Los kurdos de Turquía y Siria, enemigos acérrimos de los yihadistas, acusan a Ankara de ayudar a EI
Pero incluso en esas circunstancias, el Gobierno turco ha tratado de sacar ventaja. Durante casi un año se ha negado a permitir el uso de la base aérea de Incirlik para misiones de bombardeo de la coalición internacional contra EI, tratando de vincularla al programa de entrenamiento de rebeldes sirios. Y mientras Washington quiere luchar contra EI, Ankara prefiere el derrocamiento de Al Asad.
En julio, tras un atentado en el que murieron más de 30 turcos, la situación se volvió insostenible. Las autoridades se vieron obligadas a actuar contra las redes de reclutamiento de los yihadistas en Turquía.
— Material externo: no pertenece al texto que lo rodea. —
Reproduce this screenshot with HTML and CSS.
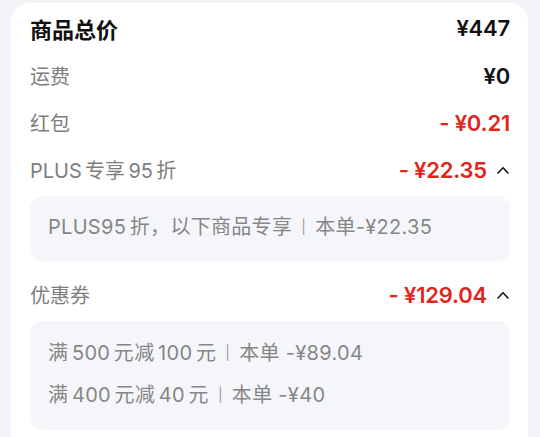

Aun entonces, el Gobierno prefirió lanzar una “ofensiva general contra el terrorismo”, metiendo también en el saco a la guerrilla kurda y la extrema izquierda. Turquía acoge a casi dos millones de refugiados sirios, y según el viceprimer ministro Numan Kurtulus podría llegar otro millón tras los nuevos bombardeos de Rusia. Erdogan ha advertido a Moscú que podría “perder la amistad de Turquía”. Mientras tanto, el monstruo yihadista crece: al menos 3.000 ciudadanos turcos están relacionados de un modo u otro con EI, y según una reciente encuesta, un 12% de los 77 millones de habitantes de Turquía considera que EI “no es un grupo terrorista”. Pero en lugar de abogar por una solución negociada al conflicto, el Ejecutivo turco prefiere seguir jugando a aprendiz de brujo, ahondando en la confrontación.